British and Welsh politician

Winifred Griffiths born Winifred Ritley (21 May 1895 – 10 September 1982) was a British and Welsh politician. She published her autobiography "One Woman's Story" in 1979. She wrote about the life of a clever girl who went into domestic service. Inspired by socialism she became an activist. Her husband became a minister but "she was clearly proud of her own" achievements.

== Life ==
Griffiths was born in Overton in Hampshire and she did exceptionally well at school leading the whole school in her results when she was fourteen. Her mother Rose (née Treacher) and her father William George Rutley had four children and her father was a paper mill worker and Methodist lay-preacher. Her earned thirty shillings a week so lack of funds, and as she later found out good advice, led to her leaving school. She tried to become a teacher by correspondence but she could not afford the text books. Her work was not intellectual, she worked at a gabardine factory and then in tailoring. She worked happily for four years in domestic service, but a chance view of a magazine changed her life. The article was by an economist and she became politically aware.

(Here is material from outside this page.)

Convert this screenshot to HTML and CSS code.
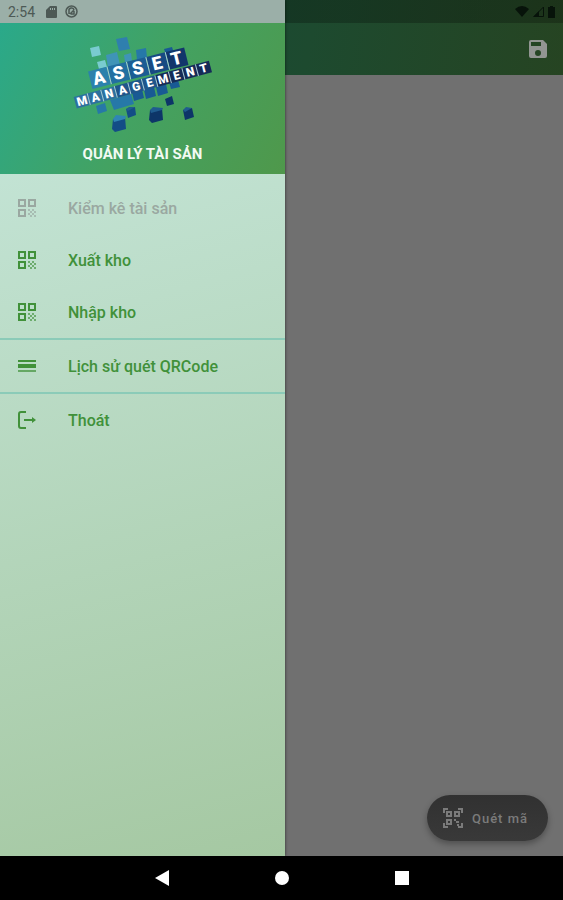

She took an interest in socialism and she was advised to contact a Welsh politician named Jim Griffiths. She corresponded and she went to visit him in 1916 and by the end of the trip they had privately agreed to marry. The engagement lasted two years during which she left a good job to move closer to him. They married in October 1918 and they went to live in a friend's house in Ammanford. By the 1922 election she was addressing crowds in Llanelli on her socialist ideas.

Their fourth and last child was born in 1931 but they employed domestic help and this enabled Jim to further his political life and Winifred also followed her interests. She led the women's section of the local Labour Party, she was a magistrate, a district councillor and she served on the board of guardians.

Jim became an MP in 1936. During the war she volunteered to do social work organised by the Women's Voluntary Service. In 1945 Jim became Minister for National Insurance in the newly elected Labour government.

Griffiths started to publish her life story in 1974 and she completed her autobiography, "One Woman's Story", in 1979. Her biographer, Carol Jenkins, notes that she was proud of the "important part she played in her ... her husband's achievements, [but] she was clearly proud of her own."

She died in hospital in Teddington, having outlived her husband.

== Private life ==
She and Jim had four children, the last, Arthur, was born in 1931.